Peer Review Process
Articles submitted to Information & Culture: A Journal of History are initially reviewed by the editor, who determines whether the manuscript will be sent to outside reviewers. If chosen for review, the manuscript is then evaluated in a double-blind process by at least two outside reviewers, including members of the journal's Editorial Advisory Board, and/or other experts in relevant fields as selected by the editor. This peer review process is designed to assure that Information & Culture publishes only original, accurate, and timely articles that contribute to the understanding of the history of collections of recorded knowledge.
Reviewers are asked to assess submissions based on depth of original research, accuracy, historical perspective, appropriate documentation, readability, and suitability of content. (See reader report form.)
Questions addressed include:
- Is the topic within the scope of the journal?
- Is the topic significant and presented within a historical context?
- Is the scholarship adequately documented?

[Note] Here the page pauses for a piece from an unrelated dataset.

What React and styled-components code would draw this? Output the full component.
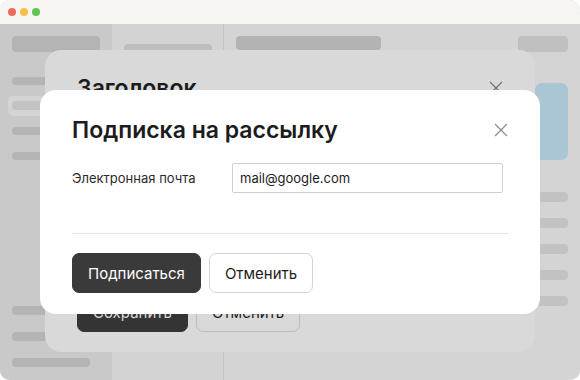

- Is the article well organized?
The typical manuscript is reviewed by the editor and sent out to reviewers within a couple of weeks after submission. Reviewers typically have six weeks to prepare their review (a second round of reviews may be solicited if the initial reviewers disagree). Then a couple of weeks are typically required to reconcile reviewer comments (and identify any significant copyediting issues for papers that were accepted or accepted with slight revisions). Thus, it is quite possible that an author could hear back in less than two months from the time of submission. However, the realities of the peer-review process (difficulties in locating reviewers, slow reviewers, people's travel and vacation schedules, etc.) sometimes extend our timeline. You will receive a response as expeditiously as possible. If you are seeking publication for a tenure packet, please allow for ample review time and let us know this is a consideration. Authors receive the reviewers’ comments and are often asked to revise the manuscript in line with the reviewers’ and/or editor’s suggestions. If the revised article is accepted for publication, the editor then determines the journal issue in which it will appear.
With the change in the scope of the journal, we do not yet have enough data to make an accurate forecast of acceptance rates. For the period April 2011-March 2012 our acceptance rate was 20.5%. We anticipate that the acceptance rate will stabilize at well below 50 percent of submitted manuscripts.